## Information provided

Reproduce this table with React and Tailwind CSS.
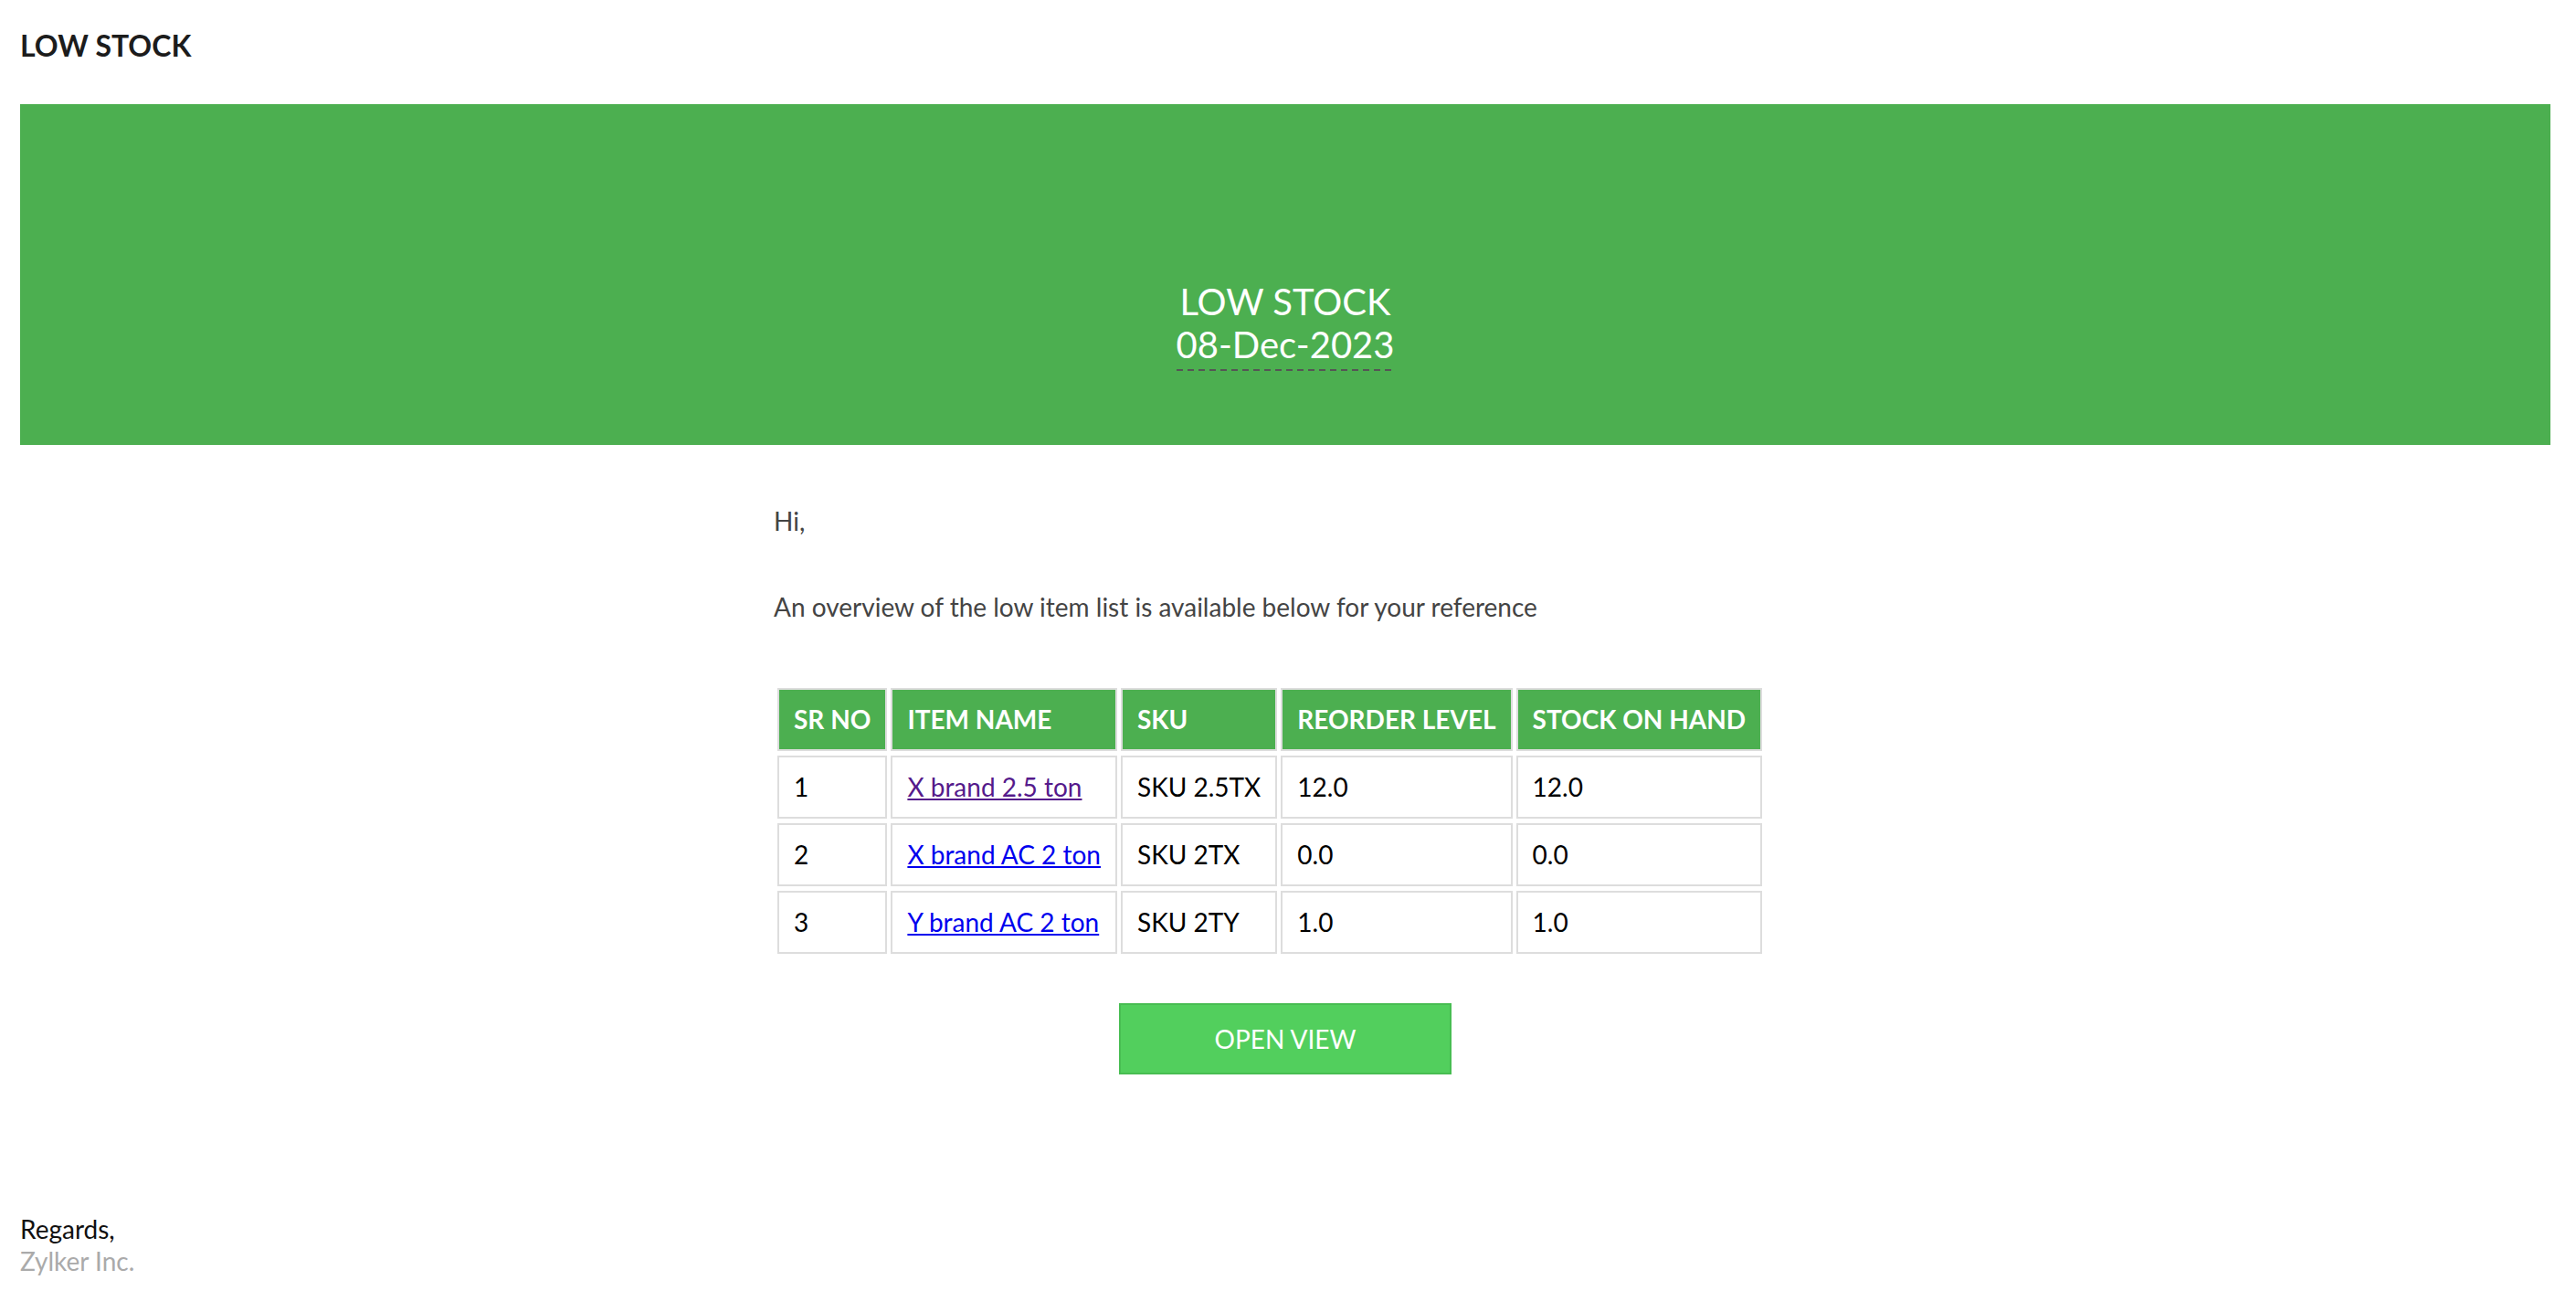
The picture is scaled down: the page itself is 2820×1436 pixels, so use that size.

* * *

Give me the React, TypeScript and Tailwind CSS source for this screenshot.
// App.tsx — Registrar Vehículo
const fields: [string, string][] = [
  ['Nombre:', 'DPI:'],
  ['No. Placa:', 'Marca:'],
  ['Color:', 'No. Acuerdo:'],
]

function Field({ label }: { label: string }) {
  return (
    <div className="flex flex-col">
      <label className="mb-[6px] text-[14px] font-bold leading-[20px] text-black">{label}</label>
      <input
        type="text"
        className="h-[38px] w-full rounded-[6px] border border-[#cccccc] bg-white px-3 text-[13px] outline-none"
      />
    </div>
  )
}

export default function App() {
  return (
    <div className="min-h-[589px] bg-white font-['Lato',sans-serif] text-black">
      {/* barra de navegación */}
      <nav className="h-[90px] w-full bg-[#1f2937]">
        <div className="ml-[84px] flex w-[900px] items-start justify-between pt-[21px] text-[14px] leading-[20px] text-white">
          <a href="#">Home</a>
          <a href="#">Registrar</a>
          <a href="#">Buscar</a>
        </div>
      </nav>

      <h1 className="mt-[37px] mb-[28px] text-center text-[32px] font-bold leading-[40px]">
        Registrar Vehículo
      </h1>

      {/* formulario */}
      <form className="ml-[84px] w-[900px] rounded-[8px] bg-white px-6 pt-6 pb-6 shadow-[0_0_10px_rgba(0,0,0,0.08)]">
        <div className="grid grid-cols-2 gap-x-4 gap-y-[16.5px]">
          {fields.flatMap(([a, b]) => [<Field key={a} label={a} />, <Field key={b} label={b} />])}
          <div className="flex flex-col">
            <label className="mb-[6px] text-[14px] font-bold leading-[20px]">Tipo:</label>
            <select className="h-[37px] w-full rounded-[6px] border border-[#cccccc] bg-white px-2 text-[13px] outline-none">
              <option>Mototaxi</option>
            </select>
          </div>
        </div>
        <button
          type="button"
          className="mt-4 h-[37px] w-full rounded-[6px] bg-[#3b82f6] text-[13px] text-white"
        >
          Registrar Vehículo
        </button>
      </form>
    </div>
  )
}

## What you need to do
Give back the exact lines above, running from the one that has "Reproduce this table" through the one that has "The picture is", with nothing added and no pictures.

## Finished exercise
Reproduce this table with React and Tailwind CSS.
The picture is scaled down: the page itself is 2820×1436 pixels, so use that size.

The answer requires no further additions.